Sun Exposure and Soil Conditions
Little Princess Spirea grows most strongly in full sun, but it is happy in partial shade too. It will grow in almost any soil that is not constantly wet, and once established it needs no special attention during the normal dry periods of summer.
Trimming and Maintenance
All that is needed to keep it neat and full of flowers is a light trimming in early spring. Some gardeners choose to remove about one-third of the stems at that time, removing the thinnest, and then shorten back the thicker stems. This keeps the plant more compact and encourages lots of flowers. For an informal hedge, space plants 2 feet apart and trim quite hard in early spring. No further trimming is needed for a neat hedge that is constantly in bloom.

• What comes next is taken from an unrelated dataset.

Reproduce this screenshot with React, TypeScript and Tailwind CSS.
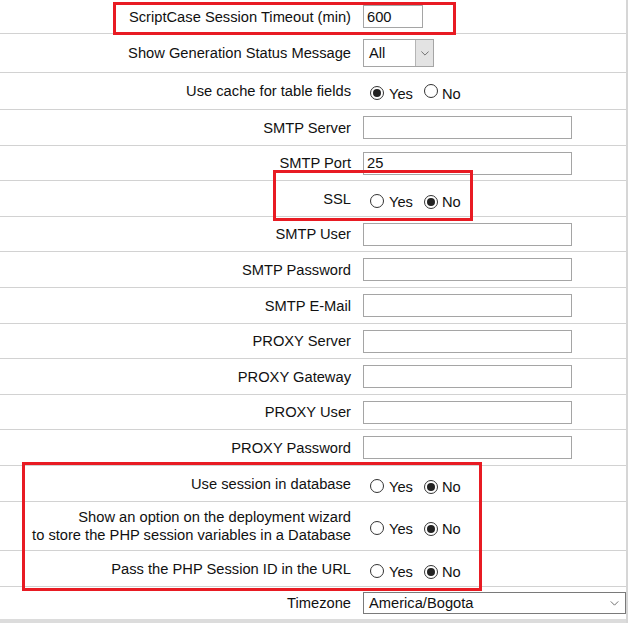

History and Origins of the Little Princess Spirea
The Japanese Spirea (Spiraea japonica) is native to northern parts of Japan and China, and it has been cultivated there for hundreds of years. The wild plant itself is never seen in gardens and almost all the varieties grown were introduced from Japan in the 19th and 20th centuries. The ‘Little Princess’ variety has an obscure origin, and seems to have been first developed in England, at the L. R. Russell Nursery in Windelsham in that country. What may be the same variety was also reported from Holland, and listed in 1953 in the Grootendorst Nursery catalogue.
Whatever its origins, the Little Princess Spirea proved to be an extremely popular variety that is just as popular today as when it was first introduced. Spirea plants are very variable if grown from seed, and cheap seedling plants are never as attractive as selected varieties such as this, so avoid ‘bargains’ and stick to quality!